Howard Hendricks once told me, “The process of concentration is elimination.” We must devote our time and best attention to connecting with God if we want to form a deeper and lasting connection with Him. We must also eliminate the competitors. I’m a morning person; therefore, my deeper connecting time with God is oftentimes before I even get to work. Hendricks had a way with words, and he used to say, “What you learn to do well, you will not learn to do quickly.” I used to read everything that he wrote. I learned how to listen, how to speak, how to study the Bible, how to ask good questions, and how to teach by reading his books and from watching him teach and by listening to him speak. I traveled to Detroit, Chicago, and Washington D.C. to hear Howard Hendricks speak, to discover more about following Jesus, connecting with God, and connecting with people. But we can’t just rely on other people to strengthen our God-connection.
God initiates communication and connection with us. He relentlessly pursues us in love. He calls and speaks our names. He has endless ways of speaking and of getting our attention. He knows how to speak our language because He gave it to us to communicate with Him. He calls us away from everyone and everything in order to get our attention and to speak directly to us. When we’re too busy, distracted, and preoccupied, God breaks into our hurried existence to recapture our attention. His methods of connecting with each of His children are person-specific.
God connects with us through our passions like music, sports, art, movies, and food. God connects with us through our senses through what we see, hear, taste, touch, and smell. God connects with us through our thoughts and through our emotions. God speaks through nature and through animals. God speaks through people and through our circumstances. God gives us messages through books that we read and through technology. God sends messages when we turn on the radio and when it’s quiet. God speaks through the rain, the thunder, the stars, the moon, the clouds, the sunrises and the sunsets. God even speaks in ways that defy our beliefs.
Yesterday while I was sitting at my desk writing my blog about connecting, I turned around and my cat was lying on my bed just looking at me. He wanted my attention. I wonder how long he sat there waiting for me to turn around, notice him, and pet him. After I stopped petting him and returned to writing, he got up and jumped on my desk and wanted more attention. Then he went behind my computer and sat down in front of the window and just looked at me. Then he got closer and wanted all of my attention. Then he got on top on my computer until I shut it down and gave him all of my undivided attention. He wanted my time, my attention, my affection, and everything I had. Just like Jesus wants.
Deep connections don’t come through divided attention. Jesus gave His all, and He wants us to be all in with Him. We’re designed to become rooted in God’s love, truth, and grace. We’re made to abide in Jesus’ love. Our minds and hearts are to become fertile soil for God to daily and frequently plant His seeds of truth to grow and to reproduce. Just as we frequently eat and drink throughout our day, God calls us to connect with Him throughout the day. He wants to use everything in and around us to get our attention and to communicate with us. If God wrote a parable, poem, or song about your life right now, what would it say?

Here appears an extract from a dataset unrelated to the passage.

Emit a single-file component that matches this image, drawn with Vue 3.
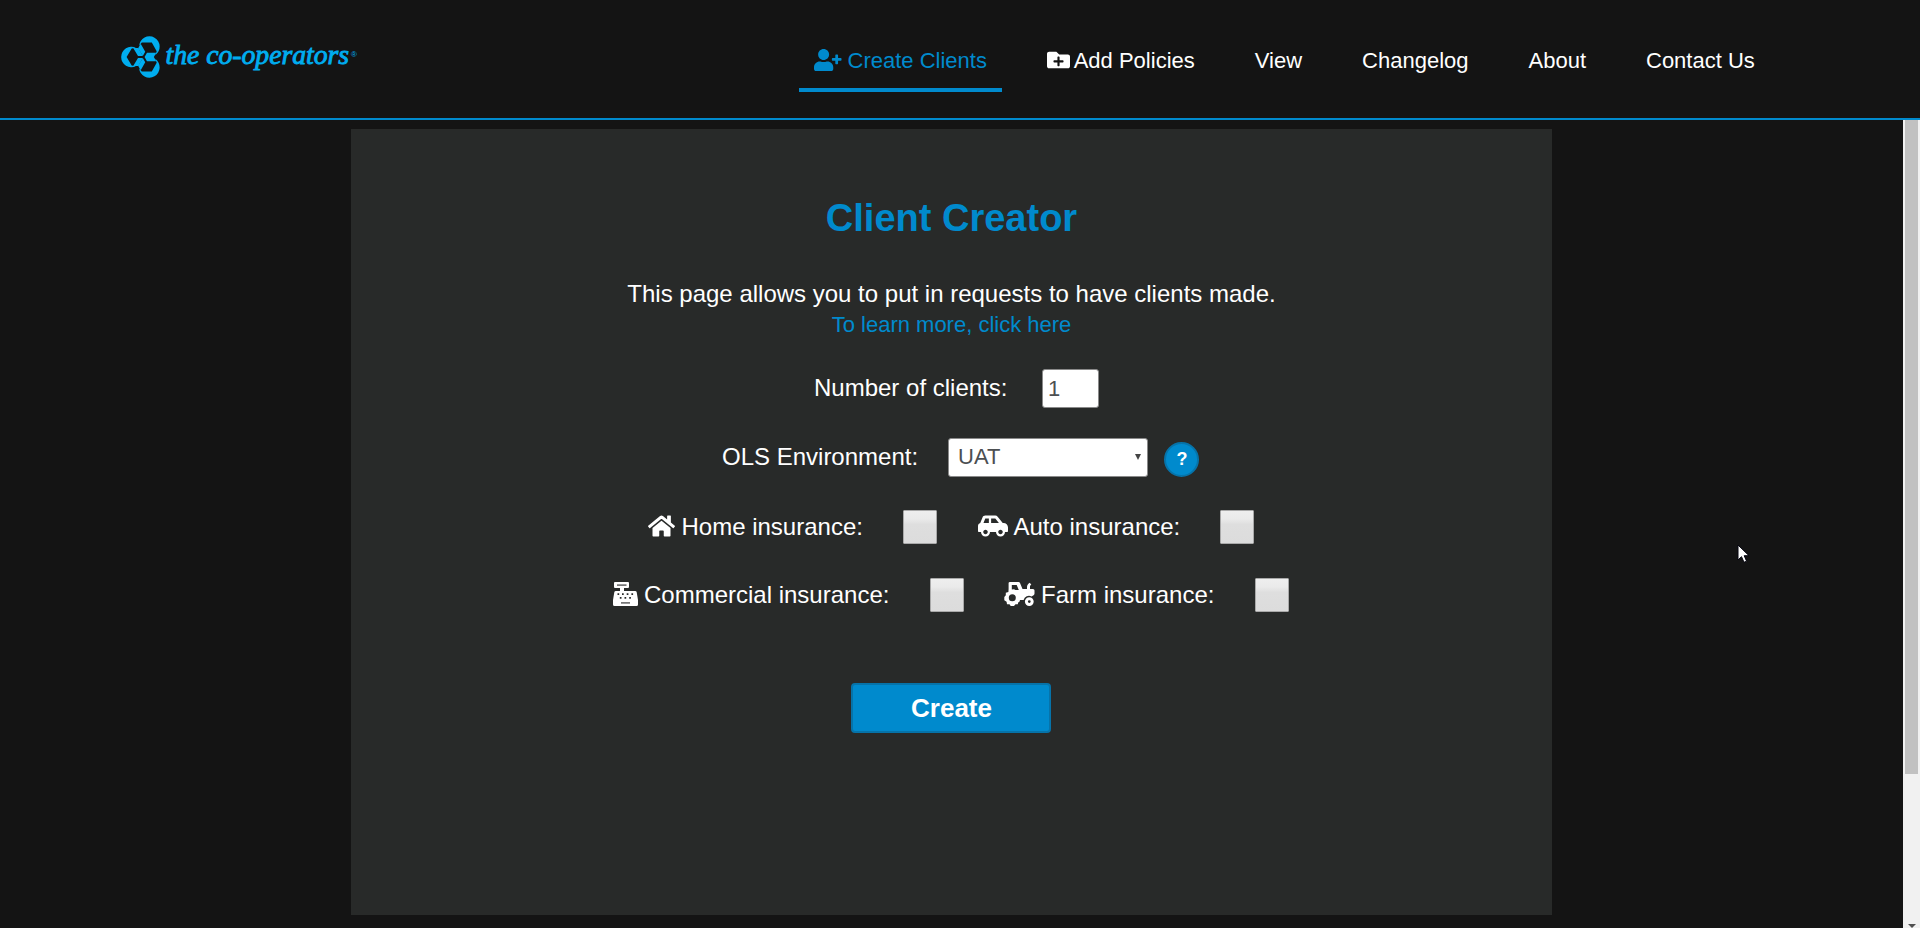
<script setup>
import { ref } from 'vue'

const links = ['View', 'Changelog', 'About', 'Contact Us']
const clients = ref('1')
</script>

<template>
  <div class="page">
    <header class="header">
      <svg class="logo" width="240" height="48" viewBox="0 0 240 48" role="img" aria-label="the co-operators">
        <defs>
          <g id="petal">
            <path d="M-7.500 -9.300A10.300 10.300 0 1 0 -7.500 9.300L-11.700 8.600L-16.800 0L-11.700 -8.600Z" />
            <path d="M-10.200 -9L-5 -9L-.6 -1L-5.400 -1ZM-10.200 9L-5 9L-.6 1L-5.400 1Z" />
          </g>
        </defs>
        <g class="mark" transform="translate(23.4 24)">
          <use href="#petal" />
          <use href="#petal" transform="rotate(120)" />
          <use href="#petal" transform="rotate(240)" />
        </g>
        <text class="brand" x="45.500" y="30.800" textLength="183.500" lengthAdjust="spacingAndGlyphs">the co-operators</text>
        <text class="reg" x="231" y="23.500">®</text>
      </svg>
      <nav class="nav">
        <a class="item active">
          <svg width="27.500" height="22" viewBox="0 0 640 512"><path d="M624 208h-64v-64c0-8.800-7.200-16-16-16h-32c-8.800 0-16 7.200-16 16v64h-64c-8.800 0-16 7.200-16 16v32c0 8.800 7.200 16 16 16h64v64c0 8.800 7.200 16 16 16h32c8.800 0 16-7.200 16-16v-64h64c8.800 0 16-7.200 16-16v-32c0-8.800-7.200-16-16-16zm-400 48c70.700 0 128-57.300 128-128S294.700 0 224 0 96 57.300 96 128s57.300 128 128 128zm89.600 32h-16.700c-22.200 10.200-46.900 16-72.900 16s-50.600-5.800-72.900-16h-16.700C60.200 288 0 348.200 0 422.400V464c0 26.500 21.500 48 48 48h352c26.500 0 48-21.500 48-48v-41.600c0-74.200-60.200-134.400-134.400-134.400z" /></svg>
          <span class="gap">Create Clients</span>
        </a>
        <a class="item">
          <svg width="23" height="22" viewBox="0 0 512 512" preserveAspectRatio="none"><path d="M464 128H272l-64-64H48C21.490 64 0 85.490 0 112v288c0 26.510 21.490 48 48 48h416c26.510 0 48-21.490 48-48V176c0-26.510-21.490-48-48-48zm-96 168c0 8.840-7.160 16-16 16h-72v72c0 8.840-7.160 16-16 16h-16c-8.840 0-16-7.160-16-16v-72h-72c-8.840 0-16-7.160-16-16v-16c0-8.840 7.160-16 16-16h72v-72c0-8.840 7.160-16 16-16h16c8.840 0 16 7.160 16 16v72h72c8.840 0 16 7.160 16 16v16z" /></svg>
          <span class="gap tight">Add Policies</span>
        </a>
        <a v-for="l in links" :key="l" class="item"><span>{{ l }}</span></a>
      </nav>
    </header>

    <div class="body">
      <main class="panel">
        <h1>Client Creator</h1>
        <p class="intro">This page allows you to put in requests to have clients made.</p>
        <a class="more">To learn more, click here</a>

        <div class="row number">
          <span class="label">Number of clients:</span>
          <input v-model="clients" class="box count" type="text" />
        </div>
        <div class="row env">
          <span class="label">OLS Environment:</span>
          <div class="box select"><span>UAT</span><i class="caret"></i></div>
          <button class="help">?</button>
        </div>
        <div class="row home">
          <svg class="icon" width="27" height="24" viewBox="0 0 576 512"><path d="M280.370 148.260L96 300.110V464a16 16 0 0 0 16 16l112.060-.290a16 16 0 0 0 15.920-16V368a16 16 0 0 1 16-16h64a16 16 0 0 1 16 16v95.640a16 16 0 0 0 16 16.050L464 480a16 16 0 0 0 16-16V300L295.670 148.260a12.190 12.190 0 0 0-15.300 0zM571.600 251.470L488 182.560V44.050a12 12 0 0 0-12-12h-56a12 12 0 0 0-12 12v72.610L318.470 43a48 48 0 0 0-61 0L4.340 251.470a12 12 0 0 0-1.600 16.900l25.500 31A12 12 0 0 0 45.150 301l235.220-193.740a12.190 12.190 0 0 1 15.300 0L530.900 301a12 12 0 0 0 16.900-1.600l25.500-31a12 12 0 0 0-1.700-16.930z" /></svg>
          <span class="label l-home">Home insurance:</span>
          <i class="check"></i>
          <svg class="icon second" width="30" height="24" viewBox="0 0 640 512"><path d="M544 192h-16L419.220 56.020A64.025 64.025 0 0 0 369.240 32H155.330c-26.170 0-49.700 15.930-59.420 40.230L48 194.260C20.440 201.400 0 226.210 0 256v112c0 8.840 7.160 16 16 16h48c0 53.020 42.980 96 96 96s96-42.980 96-96h128c0 53.020 42.980 96 96 96s96-42.980 96-96h48c8.840 0 16-7.160 16-16v-80c0-53.020-42.980-96-96-96zM160 432c-26.470 0-48-21.530-48-48s21.530-48 48-48 48 21.530 48 48-21.530 48-48 48zm72-240H116.930l38.400-96H232v96zm48 0V96h89.240l76.800 96H280zm200 240c-26.470 0-48-21.530-48-48s21.530-48 48-48 48 21.530 48 48-21.530 48-48 48z" /></svg>
          <span class="label l-auto">Auto insurance:</span>
          <i class="check"></i>
        </div>
        <div class="row farm">
          <svg class="icon" width="25" height="24" viewBox="0 0 25 24">
            <path fill-rule="evenodd" d="M2 0H15a1 1 0 0 1 1 1V5a1 1 0 0 1-1 1H11V9H22Q23.500 9 23.700 10.300L25 18V22.500Q25 24 23.500 24H1.500Q0 24 0 22.500V18L1.300 10.300Q1.500 9 3 9H7V6H2a1 1 0 0 1-1-1V1a1 1 0 0 1 1-1ZM4.500 11.300V13H6.200V11.300ZM9 11.300V13H10.700V11.300ZM13.700 11.300V13H15.400V11.300ZM18.400 11.300V13H20.100V11.300ZM6.800 15V16.700H8.500V15ZM11.500 15V16.700H13.200V15ZM16.200 15V16.700H17.900V15Z" />
            <path class="slot" d="M4 2.300H13.500V4H4ZM8 20H17V21.700H8Z" />
          </svg>
          <span class="label l-com">Commercial insurance:</span>
          <i class="check"></i>
          <svg class="icon second tractor" width="31" height="24" viewBox="0 0 31 24">
            <path fill-rule="evenodd" d="M6 0H14.500Q15.600 0 16 1L18.500 7H23V5Q23 3.500 24 2.200L25.400 .8L27.300 2.200L26 4V7H29Q30.500 7 30.500 8.500V11.500Q30.500 12.500 29.600 13.200L27.500 14.500A5.500 5.500 0 0 0 19.600 18H16L15.600 19.400L14.200 20.600L13.800 22.300L11.500 22.300L10 24H6.700L5.500 22.300L3 22.300L2.600 19.800L.3 18.300V15L1.800 13.200L1.800 10.700L4.400 9.900L4.600 7V1Q4.600 0 6 0ZM7.800 3V7.600L10 7.300L11.500 8H14.800L12.700 3ZM8.300 12.300A3.500 3.500 0 1 0 8.300 19.300A3.500 3.500 0 1 0 8.300 12.300Z" />
            <path fill-rule="evenodd" d="M25.300 15.200A4.400 4.400 0 1 0 25.300 24A4.400 4.400 0 1 0 25.300 15.200ZM25.300 18.200A1.400 1.400 0 1 1 25.300 21A1.400 1.400 0 1 1 25.300 18.200Z" />
          </svg>
          <span class="label l-farm">Farm insurance:</span>
          <i class="check"></i>
        </div>
        <button class="create">Create</button>
      </main>
      <div class="scroll"><div class="thumb"></div><i class="down"></i></div>
    </div>

    <svg class="cursor" width="13" height="20" viewBox="0 0 13 20"><path d="M1 1V16L4.500 12.700L7 18.300L9.600 17.200L7.200 11.700H12Z" /></svg>
  </div>
</template>

<style>
body {
  margin: 0;
  background: #141414;
  overflow: hidden;
}
</style>

<style scoped>
.page {
  width: 1920px;
  height: 928px;
  position: relative;
  overflow: hidden;
  background: #141414;
  color: #fff;
  font-family: "Liberation Sans", Arial, sans-serif;
}
.page * { box-sizing: border-box; }
.header {
  height: 120px;
  border-bottom: 2px solid #008acd;
  display: flex;
  align-items: flex-start;
}
.logo { margin: 33px 0 0 120px; overflow: visible; }
.mark, .brand, .reg { fill: #00adef; }
.brand {
  font: italic 28px "Liberation Serif", serif;
  stroke: #00adef;
  stroke-width: .9px;
}
.reg { font: 8px "Liberation Sans", sans-serif; }
.nav {
  margin: 29px 0 0 439px;
  display: flex;
  gap: 30px;
}
.item {
  height: 63px;
  padding: 19px 15px 0;
  display: flex;
  font-size: 22px;
  line-height: 26px;
  white-space: nowrap;
}
.item svg { margin-top: 1px; fill: currentColor; }
.gap { margin-left: 6px; }
.gap.tight { margin-left: 3.800px; }
.active { color: #008acd; border-bottom: 4px solid #008acd; }
.body { display: flex; height: 808px; }
.panel {
  width: 1201px;
  height: 786px;
  margin: 9px 351px 0;
  background: #282a29;
  display: flex;
  flex-direction: column;
  align-items: center;
  flex-shrink: 0;
}
h1 {
  margin: 67px 0 0;
  font-size: 38px;
  line-height: 44px;
  color: #008acd;
}
.intro { margin: 40px 0 0; font-size: 24px; line-height: 28px; white-space: nowrap; }
.more { margin-top: 4px; font-size: 22px; line-height: 26px; color: #008acd; }
.row { display: flex; align-self: flex-start; align-items: center; }
.label { font-size: 24px; line-height: 28px; white-space: nowrap; flex-shrink: 0; }
.box {
  height: 39px;
  background: #fff;
  border: 1px solid #8a8a8a;
  border-radius: 3px;
  color: #4c4f52;
  font: 22px "Liberation Sans", Arial, sans-serif;
}
.number { margin: 31px 0 0 463px; height: 39px; }
.number .label { width: 228px; margin-top: -2px; }
.count { width: 57px; padding: 0 5px; }
.env { margin: 30px 0 0 371px; height: 39px; }
.env .label { width: 226px; margin-top: -2px; }
.select {
  width: 200px;
  padding: 0 6px 1px 9px;
  display: flex;
  align-items: center;
  justify-content: space-between;
}
.caret {
  border: 3px solid transparent;
  border-top: 6px solid #444;
  border-bottom: 0;
}
.help {
  margin: 4px 0 0 16px;
  width: 35px;
  height: 35px;
  padding: 0 0 0 1px;
  border: 2px solid #0673a9;
  border-radius: 50%;
  background: #008acd;
  color: #fff;
  font: bold 18px "Liberation Sans", Arial, sans-serif;
}
.home { margin: 33px 0 0 297px; height: 34px; }
.farm { margin: 34px 0 0 262px; height: 34px; }
.icon { fill: #fff; flex-shrink: 0; margin-top: -2px; }
.slot { fill: #777; }
.second { margin-left: 40.500px; }
.second.tractor { margin-left: 40px; }
.l-home { margin-left: 6.500px; width: 221.500px; }
.l-auto { margin-left: 6px; width: 206.500px; }
.l-com { margin-left: 6px; width: 286px; }
.l-farm { margin-left: 6px; width: 214px; }
.check {
  width: 34px;
  height: 34px;
  border: 1px solid #a9a9a9;
  border-radius: 1px;
  background: linear-gradient(#eee 0%, #eaeaea 25%, #dedede 42%, #dcdcdc 100%);
  flex-shrink: 0;
}
.create {
  align-self: flex-start;
  margin: 71px 0 0 500px;
  width: 200px;
  height: 50px;
  padding: 0 0 0 1px;
  border: 2px solid #0673a9;
  border-radius: 4px;
  background: #008acd;
  color: #fff;
  font: bold 26px "Liberation Sans", Arial, sans-serif;
}
.scroll {
  width: 17px;
  height: 808px;
  padding: 0 2px;
  background: #f1f1f1;
  display: flex;
  flex-direction: column;
  justify-content: space-between;
  align-items: center;
}
.thumb { width: 13px; height: 654px; background: #c1c1c1; }
.down {
  border: 4px solid transparent;
  border-top-color: #505050;
  border-bottom: 0;
}
.cursor { position: absolute; left: 1737px; top: 544px; }
.cursor path { fill: #fff; stroke: #050510; stroke-width: 1; }
</style>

What word picture or metaphor would He use to describe your connection with Him? (Go ahead and write or let God canvas His painting or His metaphor upon your blank screen.)
What you read can also impact your connection with God—weakening, distracting, or strengthening the bonds. I read for connection and reflection. This summer I’ve been reading another Ken Gire classic, Seeing What is Sacred—Becoming more Spiritually Sensitive to the Everyday Moments of Life. God continues to use Ken’s writing to strengthen my connection with Him as I read His Word.
Have you ever noticed how easily we can veer off-course when we open God’s Word? “We study it as a handbook of principles, when we should see it as poetry. We study it as a treatise on theology, when we should see it as beauty. We study it as a record of biblical history, when we should see it as romance. We study it as a code of conduct, when we should see it as love.”—Ken Gire
Why not just start a conversation with God? “Lord, I want You to reveal Yourself to me in ways that I can see, hear, and understand You. Please quiet me with Your love, and teach me something that I need to know and to learn. Forgive me for being so busy and distracted. Slow me down, quiet me, and help me to receive Your love and truth however You want to connect with me throughout this day. Help me to let go of whatever else that I’m hanging onto so that I can deeply connect with You. In Jesus’ Name I pray. Amen.” The closer you get to Jesus, the more you will feel His heartbeat, to recognize His presence, to hear His voice, to notice His rhythms, and to join in the conversation.
What must you eliminate from your life to get closer to Jesus?